17.4 Entire Contract
This Contract contains the whole Contract between the parties in respect of the Specification and supersedes and replaces any prior written or oral contracts, representations or understandings between them. The parties confirm that they have not entered into this Contract on the basis of any representation that is not expressly incorporated into this Contract. Nothing in this Contract excludes liability for fraud.
No failure or delay by the Supplier in exercising any right under this Contract shall operate as a waiver of the same nor shall any single or partial exercise of any right, power or privilege preclude any further exercise of the same or the exercise of any other right. The rights and remedies provided in this Contract are cumulative and not exclusive of any rights and remedies provided by law.
If any term or provision of this Contract is held invalid illegal or unenforceable for any reason by any court such provision shall be severed and the remainder of the provisions hereof shall continue in full force and effect as if this Contract had been agreed with the illegal invalid or unenforceable provisions eliminated.

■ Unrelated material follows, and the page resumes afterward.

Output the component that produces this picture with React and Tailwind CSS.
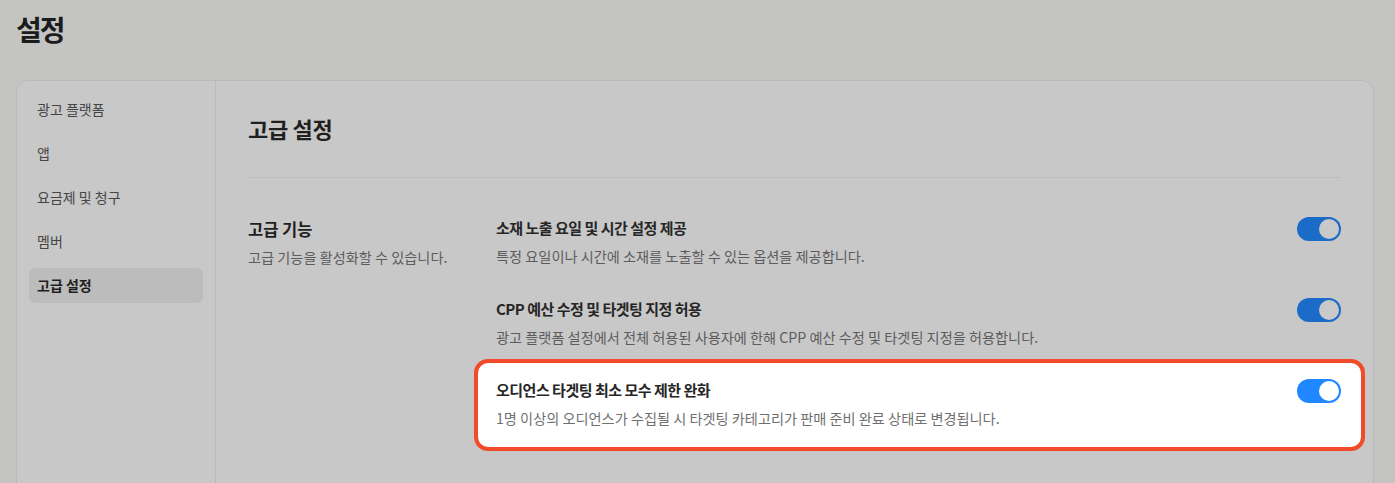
import React, { useState } from "react";

const menu = ["광고 플랫폼", "앱", "요금제 및 청구", "멤버", "고급 설정"];

const features = [
  {
    id: "schedule",
    title: "소재 노출 요일 및 시간 설정 제공",
    description: "특정 요일이나 시간에 소재를 노출할 수 있는 옵션을 제공합니다.",
  },
  {
    id: "cpp",
    title: "CPP 예산 수정 및 타겟팅 지정 허용",
    description:
      "광고 플랫폼 설정에서 전체 허용된 사용자에 한해 CPP 예산 수정 및 타겟팅 지정을 허용합니다.",
  },
  {
    id: "audience",
    title: "오디언스 타겟팅 최소 모수 제한 완화",
    description:
      "1명 이상의 오디언스가 수집될 시 타겟팅 카테고리가 판매 준비 완료 상태로 변경됩니다.",
    highlighted: true,
  },
];

function Toggle({ on, onClick, bright }) {
  return (
    <button
      type="button"
      onClick={onClick}
      className={`flex h-[24px] w-[44px] shrink-0 items-center rounded-full p-[2px] ${
        on ? "justify-end" : "justify-start"
      } ${on ? (bright ? "bg-[#1f87ff]" : "bg-[#1b6bc8]") : "bg-[#a9a9a9]"}`}
    >
      <span
        className={`h-[20px] w-[20px] rounded-full ${bright ? "bg-white" : "bg-[#c9c9c9]"}`}
      />
    </button>
  );
}

export default function App() {
  const [enabled, setEnabled] = useState({ schedule: true, cpp: true, audience: true });

  return (
    <div className="flex h-screen flex-col overflow-hidden bg-[#c4c5c3] pl-4 pr-[21px] font-['Noto_Sans_CJK_KR','Noto_Sans',sans-serif]">
      <h1 className="mb-[33px] pt-[11px] text-[28px] font-bold leading-[36px] tracking-[-2px] text-[#1c1c1c]">
        설정
      </h1>

      {/* Card */}
      <div className="flex min-h-[440px] rounded-t-[12px] border border-[#b9bab8] bg-[#c8c8c8]">
        {/* Sidebar */}
        <div className="flex w-[199px] shrink-0 flex-col gap-[9px] border-r border-[#b9bab8] px-3 pt-[11px]">
          {menu.map((item) => {
            const active = item === "고급 설정";
            return (
              <div
                key={item}
                className={`flex h-[35px] items-center rounded-[6px] px-2 text-[14px] ${
                  active ? "bg-[#bcbcbc] font-semibold text-[#1f1f1f]" : "text-[#454545]"
                }`}
              >
                {item}
              </div>
            );
          })}
        </div>

        {/* Main */}
        <div className="flex-1 px-8 pt-8">
          <h2 className="text-[22px] font-semibold leading-[30px] tracking-[-0.3px] text-[#1f1f1f]">
            고급 설정
          </h2>
          <div className="mt-[34px] border-t border-[#bdbdbd]" />

          <div className="flex pt-[39px]">
            <div className="w-[248px] shrink-0 pt-px">
              <h3 className="text-[16.5px] font-semibold leading-[22px] text-[#1f1f1f]">
                고급 기능
              </h3>
              <p className="mt-[7px] text-[14.2px] leading-[20px] text-[#5c5c5c]">
                고급 기능을 활성화할 수 있습니다.
              </p>
            </div>

            <div className="flex flex-1 flex-col gap-[32px]">
              {features.map((f) => (
                <div
                  key={f.id}
                  className={
                    f.highlighted
                      ? "-ml-[22px] -mr-[24px] -mt-[20px] flex items-start justify-between rounded-[14px] border-4 border-[#f24b29] bg-white pb-[19px] pl-[18px] pr-[20px] pt-4"
                      : "flex items-start justify-between"
                  }
                >
                  <div>
                    <div className="text-[15px] font-semibold leading-[22px] tracking-[-0.5px] text-[#262626]">
                      {f.title}
                    </div>
                    <div
                      className={`mt-[7px] text-[14.2px] leading-[20px] ${
                        f.highlighted ? "text-[#707070]" : "text-[#5c5c5c]"
                      }`}
                    >
                      {f.description}
                    </div>
                  </div>
                  <Toggle
                    on={enabled[f.id]}
                    bright={f.highlighted}
                    onClick={() => setEnabled((p) => ({ ...p, [f.id]: !p[f.id] }))}
                  />
                </div>
              ))}
            </div>
          </div>
        </div>
      </div>
    </div>
  );
}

In this Contract unless the context otherwise requires:
17.7.1 Words importing any gender include every gender;
17.7.2 Words importing the singular number include the plural number and vice versa;
17.7.3 Words importing persons include firms, companies and corporations and vice versa;
17.7.4 References to numbered clauses and schedules are references to the relevant clause in or schedule to this Contract;
17.7.5 Reference in any schedule to this Contract to numbered paragraphs relate to the numbered paragraphs of that schedule;
17.7.6 Any obligation on any Party not to do or omit to do anything is to include an obligation not to allow that thing to be done or omitted to be done;
17.7.7 The headings to the clauses, schedules and paragraphs of this Contract are not to affect the interpretation;
17.7.8 Any reference to an enactment includes reference to that enactment as amended or replaced from time to time and to any subordinate legislation or byelaw made under that enactment;
17.7.9 Where the word ‘including’ is used in this Contract, it shall be understood as meaning ‘including without limitation’.

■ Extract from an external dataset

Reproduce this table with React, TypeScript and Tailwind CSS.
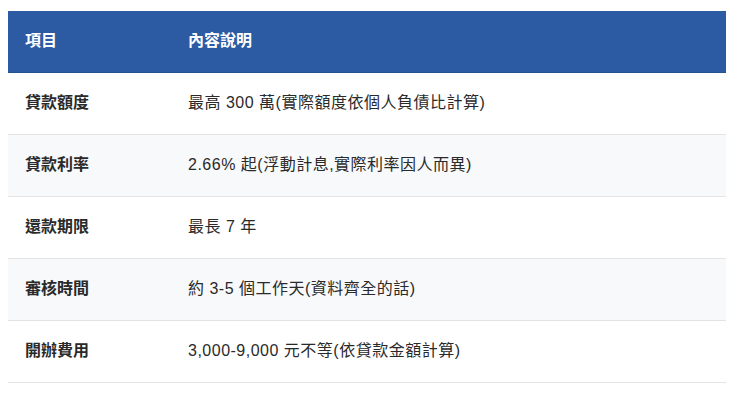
const rows: [string, string][] = [
  ['貸款額度', '最高 300 萬(實際額度依個人負債比計算)'],
  ['貸款利率', '2.66% 起(浮動計息,實際利率因人而異)'],
  ['還款期限', '最長 7 年'],
  ['審核時間', '約 3-5 個工作天(資料齊全的話)'],
  ['開辦費用', '3,000-9,000 元不等(依貸款金額計算)'],
];

export default function App() {
  return (
    <div
      className="min-h-[407px] bg-white pl-2 pr-[14px] pt-[11px]"
      style={{ fontFamily: '"Liberation Sans", "Noto Sans CJK TC", sans-serif' }}
    >
      <table className="w-full border-collapse text-left text-[16px] text-[#2a2a2a]">
        <thead>
          <tr className="bg-[#2c5ba3] text-white">
            <th className="h-[61px] w-[163px] border-b border-[#27528f] px-[17px] font-bold">項目</th>
            <th className="h-[61px] border-b border-[#27528f] px-[17px] font-bold">內容說明</th>
          </tr>
        </thead>
        <tbody>
          {rows.map(([k, v], i) => (
            <tr key={k} className={i % 2 === 1 ? 'bg-[#f8f9fa]' : 'bg-white'}>
              <td className="h-[62px] border-b border-[#e3e3e3] px-[17px] font-semibold">{k}</td>
              <td className="h-[62px] border-b border-[#e3e3e3] px-[17px] tracking-[0.5px]">{v}</td>
            </tr>
          ))}
        </tbody>
      </table>
    </div>
  );
}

18.1 If any dispute or difference arises in respect of this Contract, the Supplier and the Client shall attempt in good faith to resolve such dispute or difference promptly through negotiations between their respective senior executives having authority to settle the same.
18.2 The Client or Supplier may at any time refer a dispute or difference to arbitration.
18.3 Subject to the above the parties agree that all differences or disputes of whatever nature arising under this Contract shall be referred to the Technology and Construction Court (‘the Court’).
18.4 If and insofar as this Contract leaves any matter or thing to the decision or opinion of any person (including any account, requirement or notice) the same shall not prevent the Court, in determining the rights and liabilities of the parties, from making any finding necessary to establish that such decision or opinion was correctly made or expressed on the facts found by the Court or to establish what or what other decision or opinion should have been made or expressed and giving effect thereto as if no decision or opinion had been made or expressed.
19 Proper Law of Contract
This contract is subject to the law of England and Wales.